In the modern system, foreigners may accumulate dollars because Americans buy more from them than they buy from us but also because global investors and central banks want to hold US dollar assets. In either case, those dollars are not redeemed for gold. They can be used to buy US goods and services, invest in US financial assets such as Treasury securities, corporate bonds, stocks, and real estate, or invest directly in US businesses. In other words, the modern counterpart to a trade deficit is a capital inflow. 

Under floating exchange rates, adjustment occurs through flexible prices, while dollars return to the United States through financial markets rather than through a run on official reserves. The statutory idea the administration invokes is therefore not just stretched; it is historically out of place. The administration, nonetheless, speaks as if today’s trade deficits are historically large, while leaving out that the size of the US economy exceeded $30 trillion in 2025. Measured as a share of GDP, the current account deficit has averaged less than 3 percent over the past 30 years. 

Those deficits are not evidence of some unresolved payments problem. They are the mirror image of net capital inflows, as Figure 1 shows. And even on this metric, 2024 was not historically unusual. At 4 percent of GDP, the current account deficit ranked eighth, well below the peaks reached from 2002 to 2008, as Figure 2 shows. 

This is not a small definitional shift. A law directed at a narrow category of international payments emergency from the 1970s cannot be repurposed to justify tariffs in the modern American economy. The danger goes beyond this latest case. If “balance-of-payments deficits” can be redefined to mean some politically salient trade imbalance, then Section 122 stops being a narrow emergency provision designed for a fixed-exchange-rate system and becomes a standing reservoir of discretionary tariff authority.

It would also be a familiar mistake. American trade politics has a long history of treating emergency tools as if they were durable foundations for policy. Nixon’s 1971 import surcharge is the obvious example. It, too, was a temporary 10 percent measure, used as leverage during the breakdown of the Bretton Woods system. It helped produce the Smithsonian Agreement, which was heralded at the time as a major achievement. It did not last. The arrangement quickly gave way because it rested on deeper economic problems that temporary pressure and improvised bargains could not solve. The Trump administration’s use of Section 122 has the same improvised quality: temporary leverage, presented as a lasting fix.

That historical parallel matters for another reason. Even if one thought temporary tariffs might create negotiating leverage, it is a weak basis for credible long-term commitments, either from the United States or from its trading partners.
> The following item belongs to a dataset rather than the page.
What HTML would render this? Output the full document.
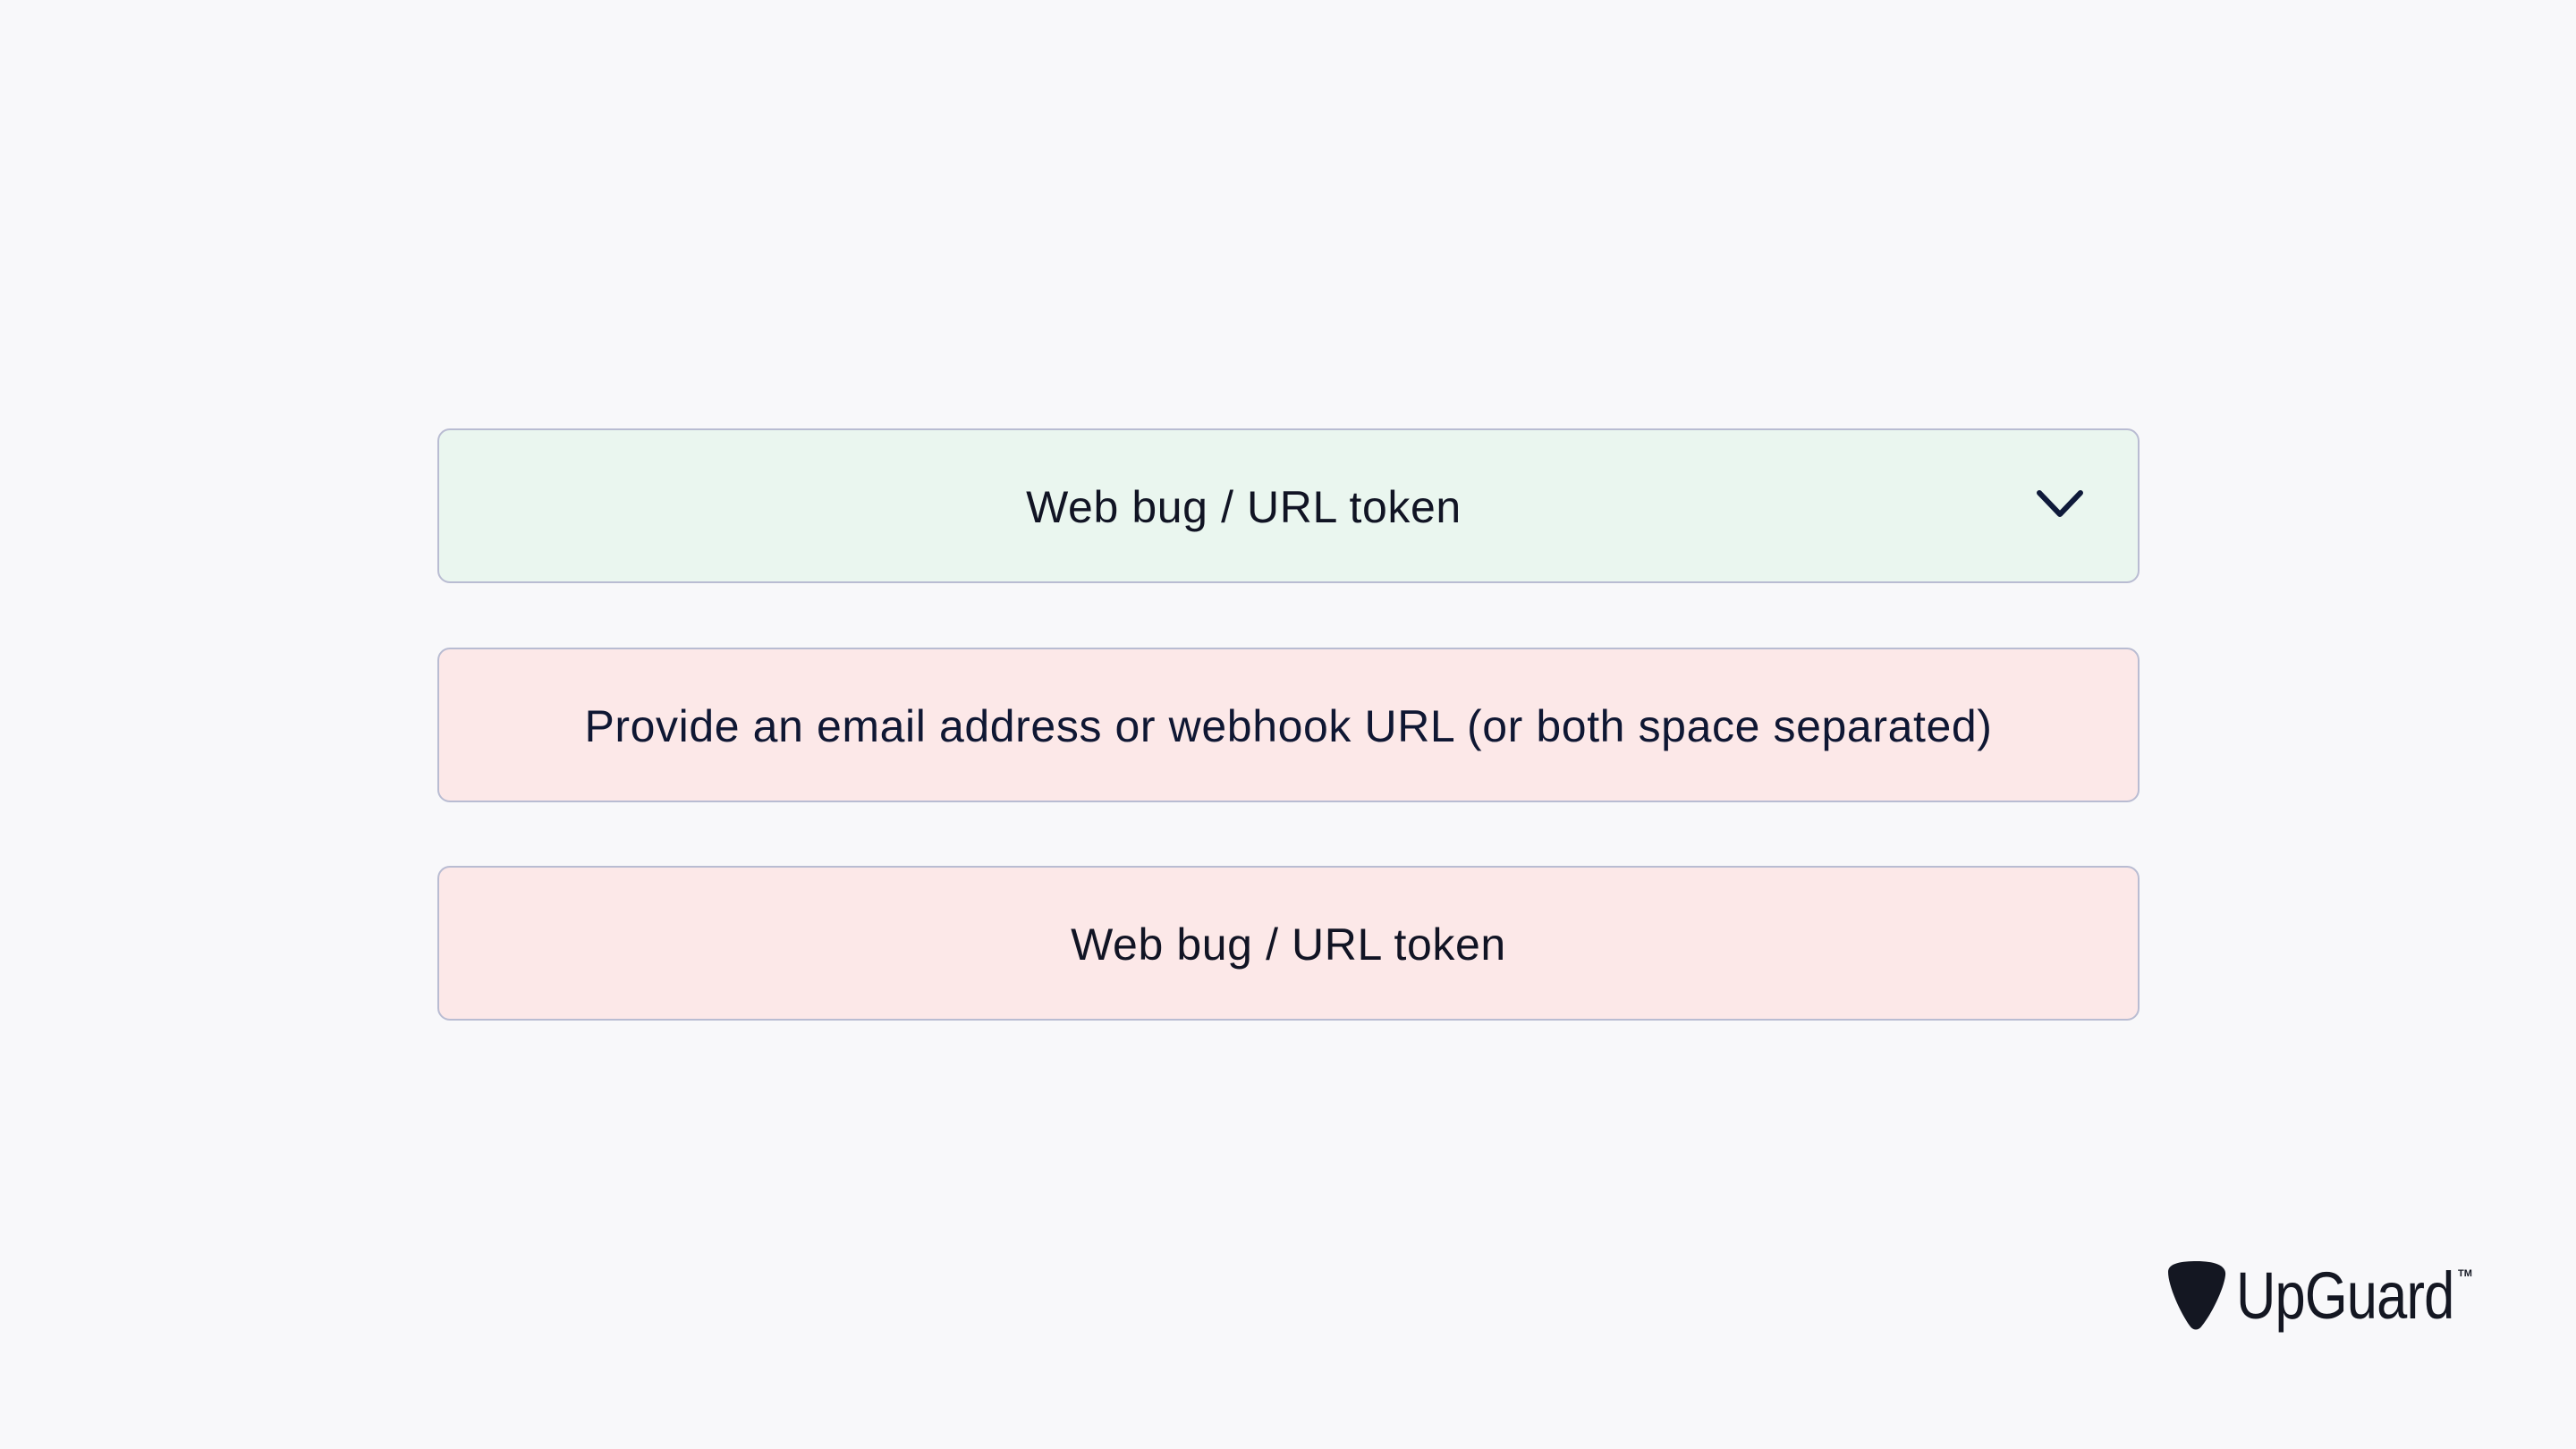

But it has become a defining feature of recent executive deal-making. Major US trade agreements ordinarily rest on a firmer legal and political foundation. They are negotiated, scrutinized, and brought back through Congress for implementing legislation and a vote. That process is often slow and frustrating. But it is how trade commitments gain credibility and staying power. 

Temporary presidential tariff authority is a poor substitute for legislative action. The economic costs here are not temporary. The Section 122 tariffs may be required to sunset after 150 days, but the disruption they cause does not. The economists’ brief rightly emphasizes that the damage is not confined to tariff collections that might be refunded at some point. Trade that never occurs is not restored later. Firms change suppliers. Investment is delayed or canceled. Supply chains are redrawn. Liquidity problems become employment problems, credit problems, and sometimes solvency problems. Those are real losses, and many are irreversible. 

This point is especially important because tariff defenders often talk as if the only question is who writes the check at the border. That is not how economists think about the problem, and it is not how businesses experience it. The higher cost is the distortion itself: the transactions that disappear, the plans that are shelved, the uncertainty that spreads through pricing and sourcing decisions, the commercial relationships that are broken and not easily rebuilt. Refunds do not cure those harms. 

That is one reason economists have spoken up here. Not because economists agree on every question of trade policy. We plainly do not. But there should be broad agreement on a more basic principle: the executive branch should not be able to launder old statutory language into new powers by using economic terminology loosely. If Congress wants to create new tariff tools for presidents, it can do so. What it should not get is a judicially blessed fiction that a law written for the payment crises of the fixed-exchange-rate era somehow fits the modern U.S. trade deficit.

Section 122 is not a general license for presidential tariffs. It is a remnant of a different monetary system. Treating it as a modern trade weapon is not just bad economics. It is an attempt to use an obsolete emergency rationale to claim a power Congress never clearly gave.